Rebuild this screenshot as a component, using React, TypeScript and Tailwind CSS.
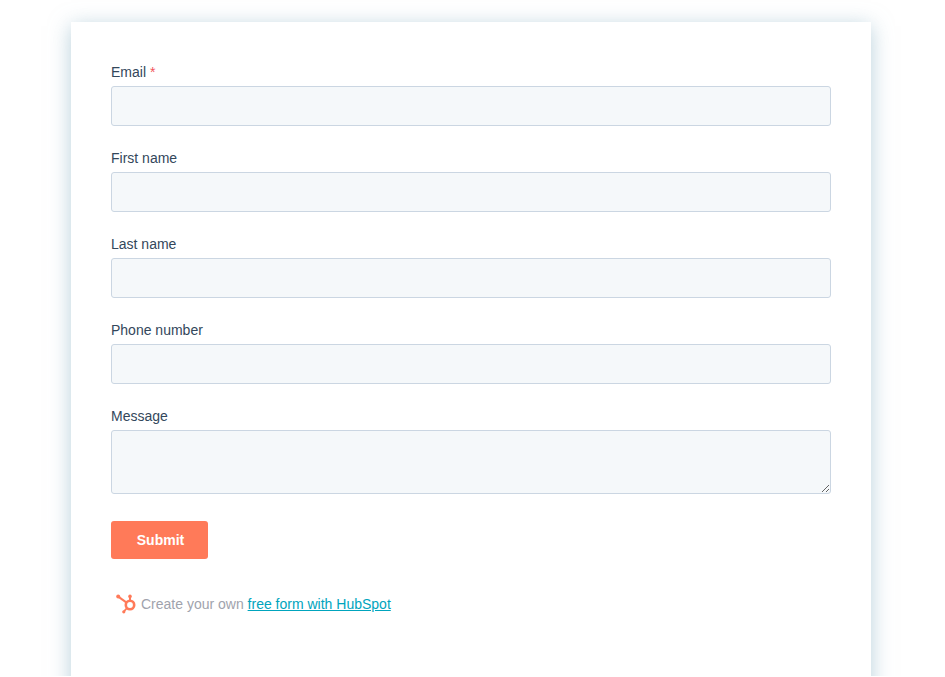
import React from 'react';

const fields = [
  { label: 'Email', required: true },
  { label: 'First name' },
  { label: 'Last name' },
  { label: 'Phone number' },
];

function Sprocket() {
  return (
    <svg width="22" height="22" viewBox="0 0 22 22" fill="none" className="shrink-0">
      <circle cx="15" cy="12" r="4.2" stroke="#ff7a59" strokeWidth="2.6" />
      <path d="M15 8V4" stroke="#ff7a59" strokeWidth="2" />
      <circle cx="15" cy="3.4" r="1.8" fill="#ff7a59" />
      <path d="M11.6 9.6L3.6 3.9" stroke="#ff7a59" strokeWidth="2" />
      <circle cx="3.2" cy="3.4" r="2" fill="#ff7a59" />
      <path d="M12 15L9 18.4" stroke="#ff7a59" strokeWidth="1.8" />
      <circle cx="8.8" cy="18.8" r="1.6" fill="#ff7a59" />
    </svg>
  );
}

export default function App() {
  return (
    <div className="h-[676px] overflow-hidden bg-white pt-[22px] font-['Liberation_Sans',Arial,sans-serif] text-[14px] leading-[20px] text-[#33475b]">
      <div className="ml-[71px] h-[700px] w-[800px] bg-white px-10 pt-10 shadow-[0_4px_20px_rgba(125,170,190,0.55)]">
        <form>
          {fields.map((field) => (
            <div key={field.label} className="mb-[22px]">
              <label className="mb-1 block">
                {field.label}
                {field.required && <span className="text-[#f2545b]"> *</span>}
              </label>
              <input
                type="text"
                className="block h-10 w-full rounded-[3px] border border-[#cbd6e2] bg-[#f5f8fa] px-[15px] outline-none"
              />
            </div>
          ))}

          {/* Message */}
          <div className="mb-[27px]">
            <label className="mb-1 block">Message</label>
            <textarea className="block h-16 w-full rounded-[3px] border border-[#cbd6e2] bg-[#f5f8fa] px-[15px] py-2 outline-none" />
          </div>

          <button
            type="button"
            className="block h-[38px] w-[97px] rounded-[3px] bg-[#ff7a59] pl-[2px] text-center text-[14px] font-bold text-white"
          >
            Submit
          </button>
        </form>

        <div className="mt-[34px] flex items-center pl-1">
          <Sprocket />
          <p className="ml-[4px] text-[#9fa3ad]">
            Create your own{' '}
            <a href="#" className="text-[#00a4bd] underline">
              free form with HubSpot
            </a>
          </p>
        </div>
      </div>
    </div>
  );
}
##########
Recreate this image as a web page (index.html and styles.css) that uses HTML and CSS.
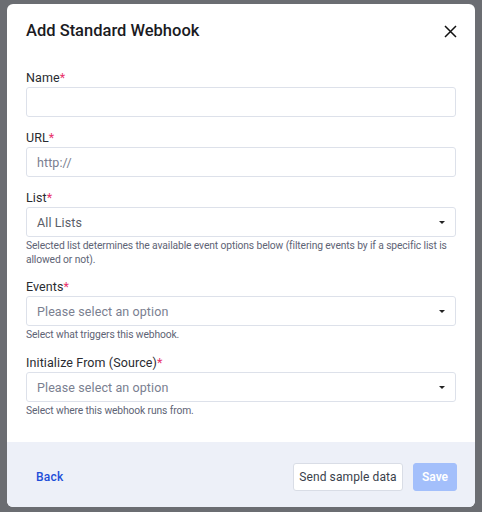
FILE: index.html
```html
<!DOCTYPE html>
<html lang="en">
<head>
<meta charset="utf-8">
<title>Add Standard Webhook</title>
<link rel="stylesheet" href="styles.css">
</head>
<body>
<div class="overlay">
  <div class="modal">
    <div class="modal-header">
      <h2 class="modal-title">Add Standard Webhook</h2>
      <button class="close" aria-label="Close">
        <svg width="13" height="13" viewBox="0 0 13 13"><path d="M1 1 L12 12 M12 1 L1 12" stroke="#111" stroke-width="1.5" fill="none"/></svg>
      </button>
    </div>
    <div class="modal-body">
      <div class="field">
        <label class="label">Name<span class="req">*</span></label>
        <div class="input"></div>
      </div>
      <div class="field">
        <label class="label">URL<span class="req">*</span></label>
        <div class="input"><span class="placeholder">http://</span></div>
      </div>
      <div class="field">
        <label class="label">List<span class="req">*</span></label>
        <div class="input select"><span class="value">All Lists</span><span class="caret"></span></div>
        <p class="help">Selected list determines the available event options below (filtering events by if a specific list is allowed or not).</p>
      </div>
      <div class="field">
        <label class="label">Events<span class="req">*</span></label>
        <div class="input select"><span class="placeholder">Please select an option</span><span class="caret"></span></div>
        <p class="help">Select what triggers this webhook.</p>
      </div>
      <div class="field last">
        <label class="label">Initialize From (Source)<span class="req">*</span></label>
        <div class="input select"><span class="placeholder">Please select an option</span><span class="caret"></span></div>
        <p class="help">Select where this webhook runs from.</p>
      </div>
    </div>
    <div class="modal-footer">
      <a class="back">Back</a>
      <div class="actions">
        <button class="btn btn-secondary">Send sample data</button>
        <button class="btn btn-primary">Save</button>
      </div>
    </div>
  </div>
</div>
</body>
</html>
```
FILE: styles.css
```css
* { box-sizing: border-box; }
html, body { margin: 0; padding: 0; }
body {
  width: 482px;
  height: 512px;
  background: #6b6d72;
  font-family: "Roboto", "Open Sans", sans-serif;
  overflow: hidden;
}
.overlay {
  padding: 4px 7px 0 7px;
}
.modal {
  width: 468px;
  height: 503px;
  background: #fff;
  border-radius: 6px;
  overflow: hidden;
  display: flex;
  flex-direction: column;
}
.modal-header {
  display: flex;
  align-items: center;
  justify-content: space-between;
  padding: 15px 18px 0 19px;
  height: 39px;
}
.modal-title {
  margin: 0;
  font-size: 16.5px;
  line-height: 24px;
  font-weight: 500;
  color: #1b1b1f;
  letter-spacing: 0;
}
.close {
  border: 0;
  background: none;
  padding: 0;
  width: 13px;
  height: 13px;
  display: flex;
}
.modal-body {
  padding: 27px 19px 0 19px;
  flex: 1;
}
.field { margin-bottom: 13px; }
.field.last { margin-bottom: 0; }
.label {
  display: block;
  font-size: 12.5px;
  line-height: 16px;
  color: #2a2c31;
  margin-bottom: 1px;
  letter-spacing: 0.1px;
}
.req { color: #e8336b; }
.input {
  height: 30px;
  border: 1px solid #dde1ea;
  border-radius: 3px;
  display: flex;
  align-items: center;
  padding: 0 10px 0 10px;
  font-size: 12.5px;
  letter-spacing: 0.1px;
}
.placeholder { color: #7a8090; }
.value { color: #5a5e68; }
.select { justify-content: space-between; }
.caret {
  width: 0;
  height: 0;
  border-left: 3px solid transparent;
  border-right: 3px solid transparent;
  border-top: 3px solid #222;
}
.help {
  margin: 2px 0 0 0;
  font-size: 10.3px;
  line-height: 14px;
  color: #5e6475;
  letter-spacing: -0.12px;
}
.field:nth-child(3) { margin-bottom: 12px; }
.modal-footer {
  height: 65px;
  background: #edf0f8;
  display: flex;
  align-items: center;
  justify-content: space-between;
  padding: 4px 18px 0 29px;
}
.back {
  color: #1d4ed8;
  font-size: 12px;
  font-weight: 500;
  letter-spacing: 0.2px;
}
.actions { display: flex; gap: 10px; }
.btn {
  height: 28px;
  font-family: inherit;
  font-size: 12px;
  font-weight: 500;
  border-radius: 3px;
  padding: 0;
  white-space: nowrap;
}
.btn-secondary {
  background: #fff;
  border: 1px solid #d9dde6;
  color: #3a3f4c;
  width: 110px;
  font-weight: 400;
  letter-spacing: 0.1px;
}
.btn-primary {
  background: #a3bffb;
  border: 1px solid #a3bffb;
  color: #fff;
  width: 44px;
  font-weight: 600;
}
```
##########
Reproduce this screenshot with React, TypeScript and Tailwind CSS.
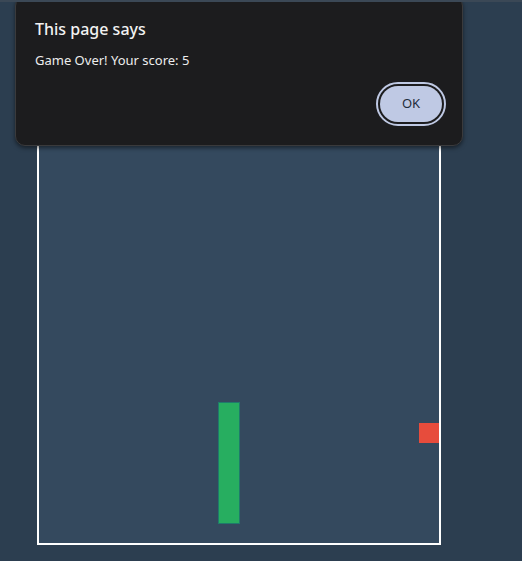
##########
Exercise objective: Find how many lines in the material hold the word "this" and state that number alone.

Completed task: 5